Muscle Cars
Muscle car is a term used to refer to a variety of high performance automobiles. The term generally refers to American 2-door rear wheel drive mid-size cars, and sometimes full-size cars equipped with large, powerful, V8s, and sold at an affordable price for street use and both formal and informal drag racing. It is a product of the American car industry adhering to the hot rodder's philosophy of taking a small car and putting a BIG engine in it.
The popularity and performance of muscle cars grew in the early 1960s, while Mopar (Dodge, Plymouth, and Chrysler) and Ford battled for supremacy in drag racing—the 1962 Dodge Dart 413 cu in (6.8 L) Max Wedge, for example, could run a 13-second 1/4-mile dragstrip at over 100 miles per hour (161 km/h). By 1964, there were Oldsmobile, Chevrolet, and Pontiac muscle cars in GM's lineup, and Buick joined them a year later. For 1964 and 1965, Ford had its 427 cu in (7 L) Thunderbolts, and Mopar unveiled the 426 cu in (7 L) Hemi engine. The Pontiac GTO was an option package that included Pontiac's 389 cu in (6.4 L) V8 engine, floor-shifted transmission with Hurst shift linkage, and special trim. In 1966 the GTO became a model in its own right. The project, spearheaded by Pontiac division president John DeLorean, technically violated GM's policy limiting its smaller cars to 330 cu in (5.4 L) displacement, but the new model proved more popular than expected and inspired GM and its competitors to produce numerous imitators. The GTO itself was a response to the Dodge Polara 500 and the Plymouth Sport Fury, which in 1962 had been shrunk to intermediates—at a time when bigger was considered better.

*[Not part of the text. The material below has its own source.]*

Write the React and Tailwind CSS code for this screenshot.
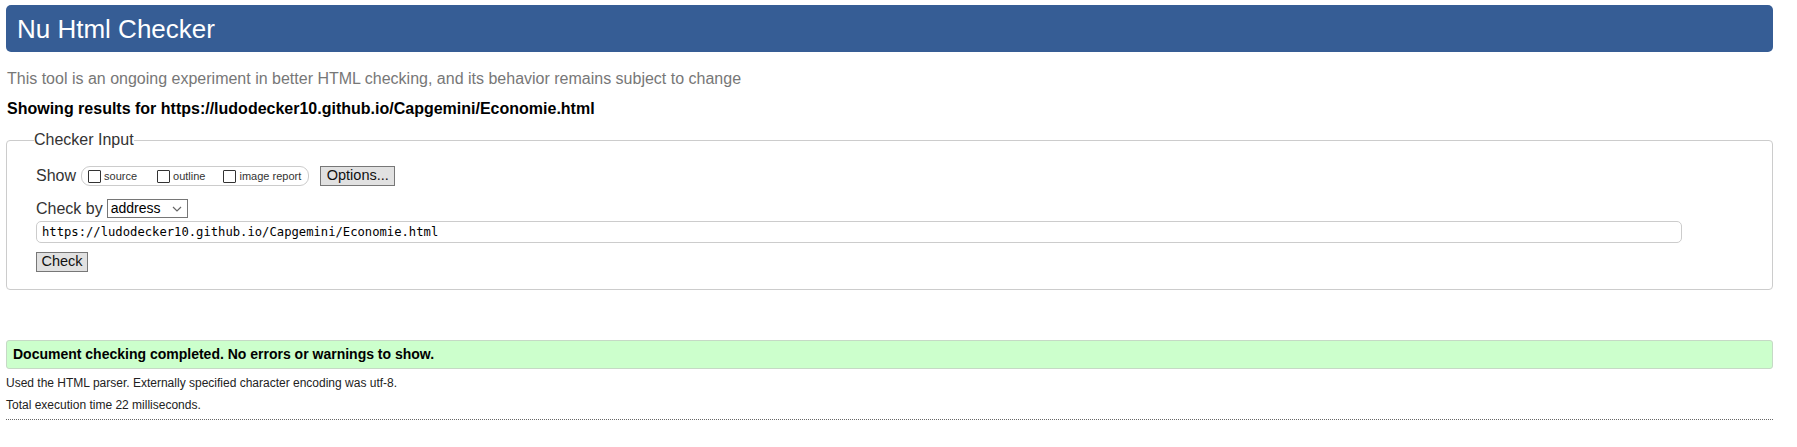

Although the sales of true muscle cars were relatively modest by total Detroit production standards, they had value in publicity and bragging rights. Competition between manufacturers meant that buyers had the choice of ever-more powerful engines—a horsepower war that peaked in 1970, with some models offering as much as 450 hp (336 kW) (with this and others likely producing as much or more actual power, whatever their rating).